Waldheimkinder sind Zeuge eines schrecklichen Mordes geworden. Wie sollten sich Eltern jetzt verhalten? Der Kinder- und Jugendpsychiater Michael Günter rät, sich immer wieder als Gesprächspartner anzubieten, aber keinen Druck auszuüben.

Familie/Bildung/Soziales: Viola Volland (vv)

Stuttgart - Waldheimkinder sind Zeuge eines Mordes geworden. Das Waldheim läuft weiter, begleitet das Geschehene aber pädagogisch und seelsorgerisch – diese Vorgehensweise sei genau richtig, meint der Ärztliche Direktor der Kinder- und Jugendpsychiatrie des Klinikums, Michael Günter. Es sei gut für die Kinder, sich in der Gemeinschaft gegenseitig Halt zu geben.

 

Doch wie sollten sich die Eltern der Kinder jetzt verhalten? Günter rät, einmal am Tag von sich aus zu fragen, wie es dem Kind geht mit der Geschichte, sich immer wieder anzubieten. Auch nachts sollte man aufmerksam verfolgen, ob es Albträume hat – und es darauf ansprechen, sollte dem so sein. Wichtig sei aber, ein Gespräch nicht zu erzwingen, das Kind nicht zu drängen. Auch Geduld sollte man haben. „Das wird die nächsten Wochen noch Thema sein, unter Umständen auch später, zum Beispiel, wenn das nächste Waldheim ansteht“, sagt er. Wenn Kinder nun Angst haben, mit dem Bus zu fahren, sei das verständlich. Die Eltern könnten sich anbieten, das Kind im Bus zu begleiten, schlägt er vor. Aber auch da gelte: „Man muss es auch nicht erzwingen.“

Psyche der 15-jährigen Betreuer durch die Verantwortung geschützt

Insgesamt verarbeiteten Kinder traumatisierende Ereignisse sehr unterschiedlich. „Die meisten Kinder verkraften das relativ gut“, sagt Günter. Nicht ungewöhnlich sei, dass man einem Kind zunächst nichts anmerke. „Wenn jemand ruhig und normal wirkt, heißt das aber nicht, dass es verarbeitet ist“, stellt er klar.

Auch professionelle Hilfe eines Kinder- und Jugendpsychiaters könne angezeigt sein. Bei Kindern mit Vorbelastung, die schon eine Angstbelastung haben, könne dieses Erlebnis der Tropfen sein, der das Fass zum Überlaufen bringe, so Günter. Was die 15-jährigen Betreuer aus dem Bus angeht, glaubt er, dass diese „ein bisschen geschützt“ gewesen seien durch die Verantwortung, die sie getragen haben. „Das macht einen stark“, sagt Günter.
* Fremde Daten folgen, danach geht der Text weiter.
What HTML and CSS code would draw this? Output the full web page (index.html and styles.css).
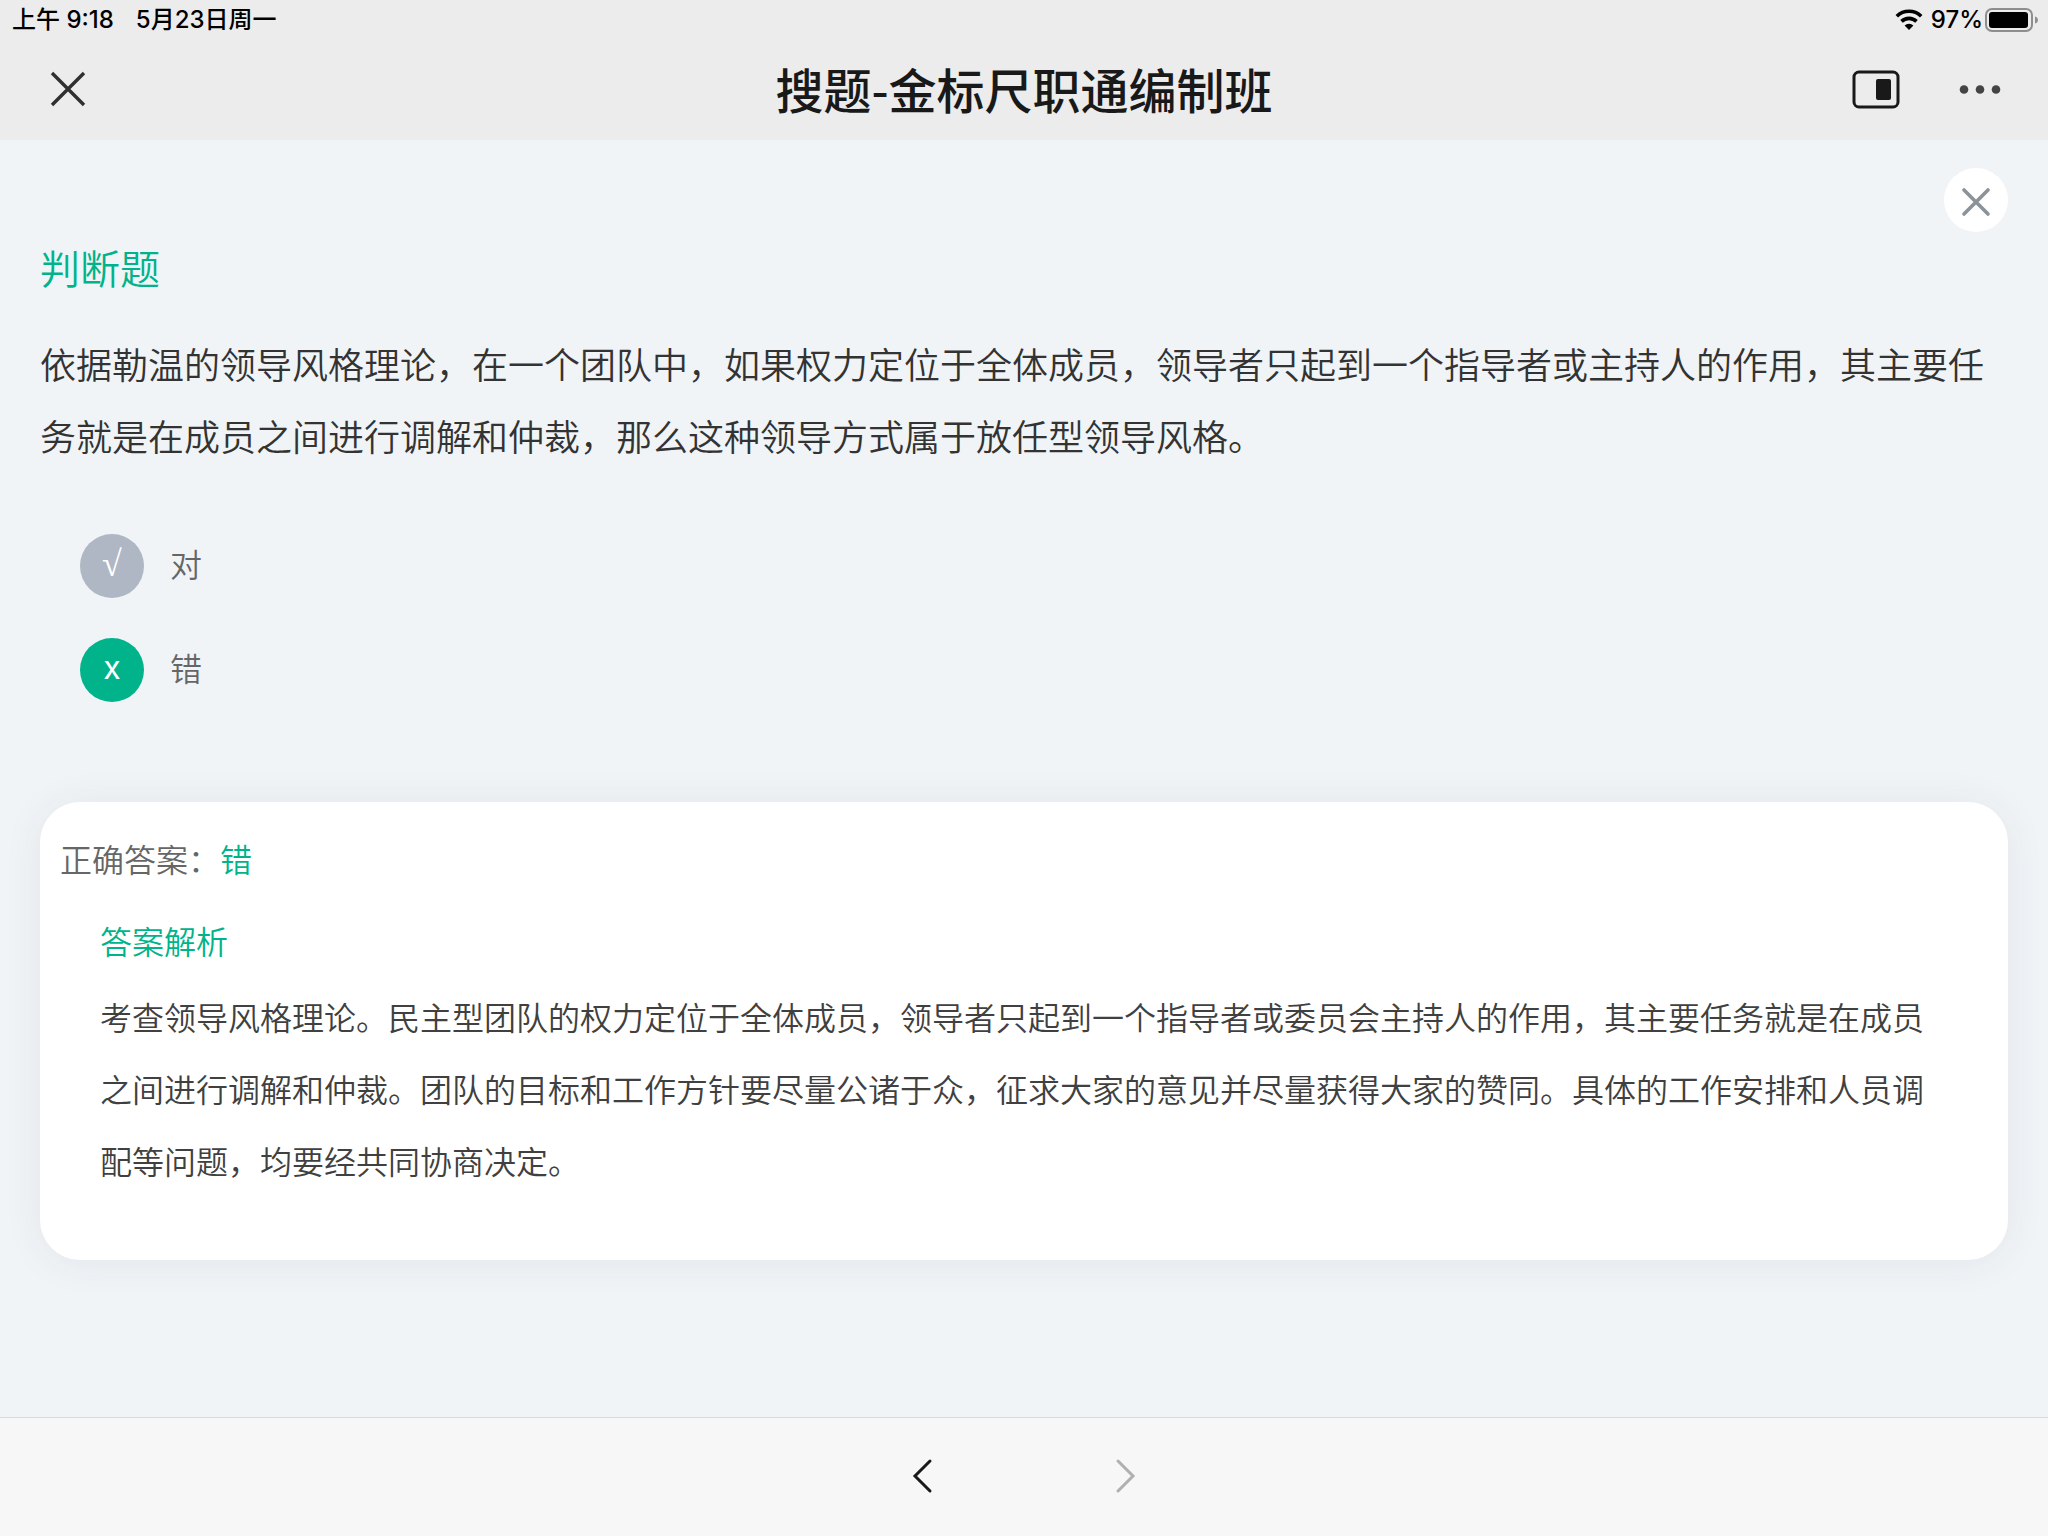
FILE: index.html
```html
<!DOCTYPE html>
<html lang="zh-CN">
<head>
<meta charset="utf-8">
<meta name="viewport" content="width=device-width, initial-scale=1">
<title>搜题-金标尺职通编制班</title>
<link rel="stylesheet" href="styles.css">
</head>
<body>
<header class="top">
  <div class="status">
    <div class="status-group status-time">
      <span>上午 9:18</span>
      <span>5月23日周一</span>
    </div>
    <div class="status-group status-power">
      <svg class="wifi" viewBox="0 0 28 22" aria-hidden="true">
        <path d="M1.800 7.200a17.500 17.500 0 0 1 24.400 0" fill="none" stroke="#000" stroke-width="3.600"/>
        <path d="M6.500 12.400a10.800 10.800 0 0 1 15 0" fill="none" stroke="#000" stroke-width="3.600"/>
        <path d="M14 21l-4.400-4.400a6.300 6.300 0 0 1 8.800 0z" fill="#000"/>
      </svg>
      <span>97%</span>
      <svg class="battery" viewBox="0 0 54 24" aria-hidden="true">
        <rect x="1" y="1" width="46" height="22" rx="6" fill="none" stroke="#8e8e8e" stroke-width="2"/>
        <rect x="4" y="4" width="39" height="16" rx="3" fill="#000"/>
        <path d="M50 8.500c4 1 4 6 0 7z" fill="#8e8e8e"/>
      </svg>
    </div>
  </div>
  <div class="titlebar">
    <div class="titlebar-side">
      <button class="icon-button" type="button" aria-label="关闭">
        <svg viewBox="0 0 48 40"><path d="M8 3l32 32M40 3L8 35" stroke="#303030" stroke-width="3.400" fill="none"/></svg>
      </button>
    </div>
    <h1 class="page-title">搜题-金标尺职通编制班</h1>
    <div class="titlebar-side titlebar-actions">
      <button class="icon-button" type="button" aria-label="浮窗">
        <svg viewBox="0 0 48 40"><rect x="2" y="2" width="44" height="35" rx="5" fill="none" stroke="#191919" stroke-width="3"/><rect x="24" y="9" width="15" height="21" rx="2" fill="#191919"/></svg>
      </button>
      <button class="icon-button" type="button" aria-label="更多">
        <svg viewBox="0 0 48 40" fill="#444"><circle cx="8" cy="19.500" r="4.300"/><circle cx="24" cy="19.500" r="4.300"/><circle cx="40" cy="19.500" r="4.300"/></svg>
      </button>
    </div>
  </div>
</header>

<main class="content">
  <button class="dismiss" type="button" aria-label="关闭题目">
    <svg viewBox="0 0 64 64"><path d="M20 22l24 24M44 22L20 46" stroke="#8b9298" stroke-width="3.600" stroke-linecap="round" fill="none"/></svg>
  </button>
  <h2 class="kind">判断题</h2>
  <p class="question" id="question">依据勒温的领导风格理论，在一个团队中，如果权力定位于全体成员，领导者只起到一个指导者或主持人的作用，其主要任务就是在成员之间进行调解和仲裁，那么这种领导方式属于放任型领导风格。</p>
  <div class="options" role="radiogroup" aria-labelledby="question">
    <label class="option">
      <input class="option-input" type="radio" name="answer" value="true">
      <span class="option-mark option-mark-root" aria-hidden="true">√</span>
      <span class="option-text">对</span>
    </label>
    <label class="option">
      <input class="option-input" type="radio" name="answer" value="false" checked>
      <span class="option-mark" aria-hidden="true">x</span>
      <span class="option-text">错</span>
    </label>
  </div>
  <section class="card">
    <p class="correct">正确答案：<span class="correct-value">错</span></p>
    <div class="analysis">
      <h3 class="analysis-title">答案解析</h3>
      <p class="analysis-text">考查领导风格理论。民主型团队的权力定位于全体成员，领导者只起到一个指导者或委员会主持人的作用，其主要任务就是在成员之间进行调解和仲裁。团队的目标和工作方针要尽量公诸于众，征求大家的意见并尽量获得大家的赞同。具体的工作安排和人员调配等问题，均要经共同协商决定。</p>
    </div>
  </section>
</main>

<nav class="pager" aria-label="页面导航">
  <button class="pager-button" type="button" aria-label="后退">
    <svg viewBox="0 0 40 40"><path d="M27 4L12 19l15 15" fill="none" stroke="#191919" stroke-width="3" stroke-linecap="round"/></svg>
  </button>
  <button class="pager-button" type="button" aria-label="前进" disabled>
    <svg viewBox="0 0 40 40"><path d="M13 4l15 15-15 15" fill="none" stroke="#b0b0b0" stroke-width="3" stroke-linecap="round"/></svg>
  </button>
</nav>
</body>
</html>
```
FILE: styles.css
```css
* {
  box-sizing: border-box;
}

body {
  margin: 0;
  min-height: 100vh;
  display: flex;
  flex-direction: column;
  background: #f0f4f7;
  color: #333;
  font-family: "Noto Sans CJK SC", sans-serif;
  font-size: 32px;
  font-weight: 350;
  line-height: 48px;
}

h1, h2, h3, p {
  margin: 0;
  font-weight: inherit;
}

button {
  padding: 0;
  border: 0;
  background: none;
  cursor: pointer;
}

svg {
  display: block;
}

/* Status and title bars */
.top {
  background: #ececec;
}

.status {
  display: flex;
  justify-content: space-between;
  padding: 0 9px 0 12px;
  color: #000;
  font-family: Inter, "Noto Sans CJK SC", sans-serif;
  font-size: 24px;
  font-weight: 500;
  line-height: 40px;
}

.status-group {
  display: flex;
  align-items: center;
}

.status-time {
  gap: 22px;
}

.wifi {
  width: 28px;
  height: 22px;
  margin-right: 8px;
}

.battery {
  width: 54px;
  height: 24px;
  margin-left: 2px;
}

.titlebar {
  display: flex;
  align-items: center;
  height: 100px;
  padding: 0 44px;
}

.titlebar-side {
  display: flex;
  flex: 1;
}

.titlebar-actions {
  justify-content: flex-end;
  gap: 56px;
}

.icon-button,
.icon-button svg {
  width: 48px;
  height: 40px;
}

.page-title {
  padding-bottom: 4px;
  color: #191919;
  font-size: 48px;
  font-weight: 500;
  line-height: 60px;
}

/* Question */
.content {
  flex: 1;
  display: flex;
  flex-direction: column;
  padding: 28px 40px 60px;
}

.dismiss {
  align-self: flex-end;
  width: 64px;
  height: 64px;
  border-radius: 50%;
  background: #fff;
}

.kind {
  margin-top: 11px;
  color: #00b38a;
  font-size: 40px;
}

.question {
  margin-top: 36px;
  font-size: 36px;
  line-height: 72px;
}

.options {
  display: flex;
  flex-direction: column;
  align-items: flex-start;
  gap: 40px;
  margin: 63px 40px 100px;
}

.option {
  position: relative;
  display: flex;
  align-items: center;
  gap: 26px;
  color: #666;
  cursor: pointer;
}

.option-input {
  position: absolute;
  width: 64px;
  height: 64px;
  margin: 0;
  opacity: 0;
}

.option-mark {
  width: 64px;
  height: 64px;
  border-radius: 50%;
  background: #afb7c4;
  color: #fff;
  font-family: Inter, sans-serif;
  font-size: 32px;
  font-weight: 400;
  line-height: 60px;
  text-align: center;
}

.option-mark-root {
  font-family: "Liberation Serif", serif;
  font-size: 36px;
}

.option-text {
  padding-bottom: 6px;
}

.option-input:checked + .option-mark {
  background: #00b38a;
}

/* Answer card */
.card {
  padding: 32px 20px 64px;
  border-radius: 40px;
  background: #fff;
  box-shadow: 0 2px 40px rgba(50, 50, 70, 0.07);
}

.correct {
  color: #666;
}

.correct-value,
.analysis-title {
  color: #00b38a;
}

.analysis {
  padding: 0 40px;
}

.analysis-title {
  margin: 34px 0 16px;
  font-size: 32px;
}

.analysis-text {
  color: #404040;
  line-height: 72px;
}

/* Bottom navigation */
.pager {
  display: flex;
  justify-content: center;
  align-items: center;
  gap: 162px;
  height: 119px;
  border-top: 1px solid #d5dadf;
  background: #f7f7f7;
}

.pager-button,
.pager-button svg {
  width: 40px;
  height: 40px;
}
```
Mit dem schrecklichen Video ist das Kind alleine

Kritisch sieht er den Umstand, dass Videos von dem Mordfall massiv über soziale Netzwerke geteilt worden sind – auch an Kinder und Jugendliche. Günter betrachtet diese „Verrohung der Sitten“ mit Sorge. „Diese realen Brutalitäten können Kinder sehr beeinträchtigen“, sagt er. „Für einzelne Kinder ist das schädigend.“ Das Umfeld bekomme es zudem in der Regel nicht mit, wenn das eigene Kind sich ein solches Video ansieht. Dann sei dieses mit dem Gesehenen alleine.